Ali Hassan: This certainly seems like a great match up of panellist and author. That's just my opinion, but you're the one who made this choice. Tell us why.
Linwood Barclay: I've been a huge fan of Wayne's novels for a long time. I was thinking the other day that a troubled childhood, a dysfunctional family are the greatest gifts sometimes that an author can have.
But I don't know if maybe Wayne was too doubly blessed here, that maybe he had more material than he ever needed … The characters are so vivid and the situation is sort of fascinating and desperate and it just carried me right through the pages, right to the end.
It's a beautiful book.
A troubled childhood, a dysfunctional family are the greatest gifts sometimes that an author can have.- Linwood Barclay
AH: Wayne, this isn't your first rodeo, as they say. Back in 2003, you had another book in contention for Canada Reads. Tell us what that book was and who happened to champion it.
Wayne Johnston: That was The Colony of Unrequited Dreams and the champion, the defender of the book, was the then 31-year-old Justin Trudeau, who at the time was a high school drama teache.
Canada Reads had a different format back then. It didn't have the profile that it does today close to its infancy.
At the end, when you know the big reveal is supposed to come, a big reveal did come, which is that Justin, as he later told me in a telephone conversation that was taped on CBC Radio, decided that he was going to set the bar of Canadian literature higher by deciding at the last minute that he was not going to vote for my book, but he was going to vote for another book, which was a book by someone who was deceased.
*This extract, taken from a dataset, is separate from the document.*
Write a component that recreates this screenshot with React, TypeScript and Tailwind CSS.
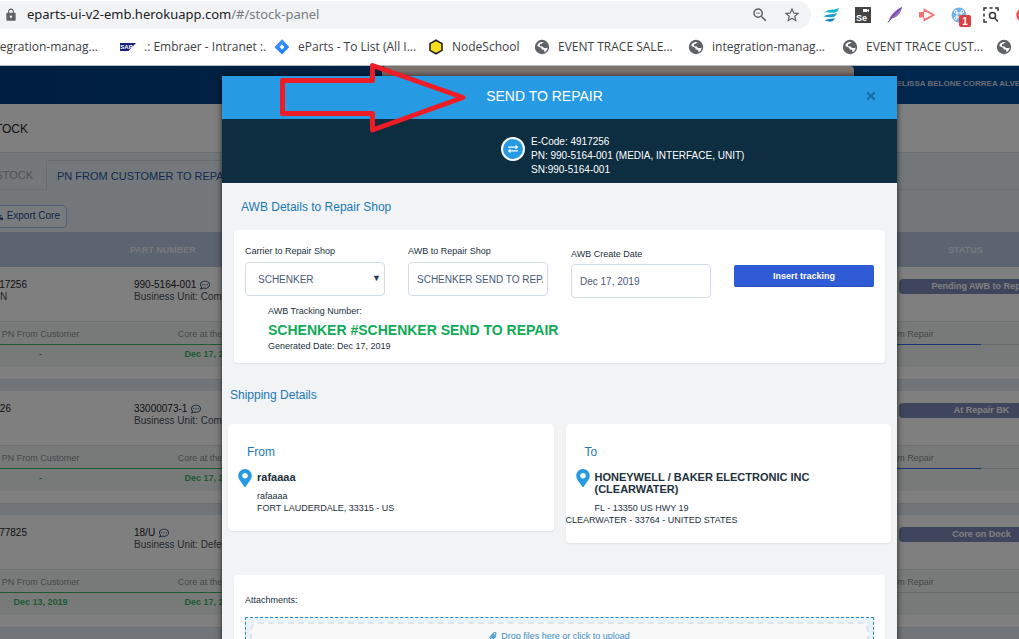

It was a book called Prochain Episode by Hubert Aquin and it astonished the other panellists. It astonished the producers of Canada Reads. It was quite a thing.
AH: Wayne, the memoir is called Jennie's Boy and Jennie was your mom. She was small and mighty, as you say. Paint a picture of her for us.
WJ: We called her Jennie, we didn't call her mom or anything else. I'm not sure why everyone called her that. She was a dynamo. She basically lived on cigarettes. She would eat half a chicken wing and a slice of tomato a day. She tried to raise and did raise a family of six kids.
Four are written about in this book, me and three of my brothers. She somehow held the house together, but it was the kind of a situation where she simply didn't have the luxury of playing favourites.
Back then I had never known anything else and I read a lot early on and I tended to compare myself to characters in books. And one thing I found out really early about books is that unless something goes wrong, there's no book so I was used to characters encountering problems. I kind of thought of myself as a fictional character and it never occurred to me to wonder, "Am I going to survive at the end of this story?"
When you're going through this, you don't really appreciate how desperate or how bad it is.- Linwood Barclay
LB: I wonder if that's why this book connected with me so much. To your point about when you're going through this, you don't really appreciate how desperate or how bad it is.
When I wrote my memoir years ago, it was a difficult time I went through in my teens and lost my father and so forth. But it wasn't until many years later when it even occurred to me that it would be interesting to anyone.
AH: Let's focus on this competition here, Linwood, how do you see your strategy for defending Jennie's Boy when the week of Canada Reads debates begins?
LB: This is, first of all, just a wonderful book. But I think that sometimes memoirs try to do too much, sometimes people want to tell an entire life story. They want to just put every single thing in and I think what really makes the best memoirs work is to take a slice.
I think the best movies that are based on true lives, people's real experiences, take a moment in time in that person's life and have a look at it and allow you to really get into that period.
And taking this slice out of Wayne's childhood tells us so much about Wayne, about his family, about life at that time, what it was like in Newfoundland. The social mores, the conventions, all of that's in here, even though we're looking at the span of a decade or two, not someone's entire life. It's a story that's told in a kind of a wonderful literary fashion and as a package, to me, it's just one of the best memoirs I have read. I'll take great pleasure in championing this book for Canada Reads.
AH: From what I've seen, it's not always easy for authors to listen or watch during the debates. We've given you about 22 years. How do you plan to approach it this time?
WJ: Probably the same way that when I was in my late teens and I started going out with this girl. I was a big Montreal Canadiens fan and they were a very good team at the time but sometimes they would play the Boston Bruins and I considered them to be the arch enemy. And if it went to overtime, I literally could not watch the game so I would ask her to watch the game and I would go out and walk on the street. We had a system, I would say if they won, come out and wave. But if they didn't win, just come out of the house and don't wave.
Wave if you haven't been voted off the island and otherwise just come out and look sad.- Wayne Johnston
But that's not easy to remember when you're not a hockey fan and you're just terrified you'll get it wrong. I remember, once she waved and I thought, "Oh my God, they scored in overtime!" until I went running back to the house and she was looking so glum.
I'm thinking about asking my wife Rose to do this: wave if you haven't been voted off the island and otherwise just come out and look sad.
This interview has been edited for clarity and length.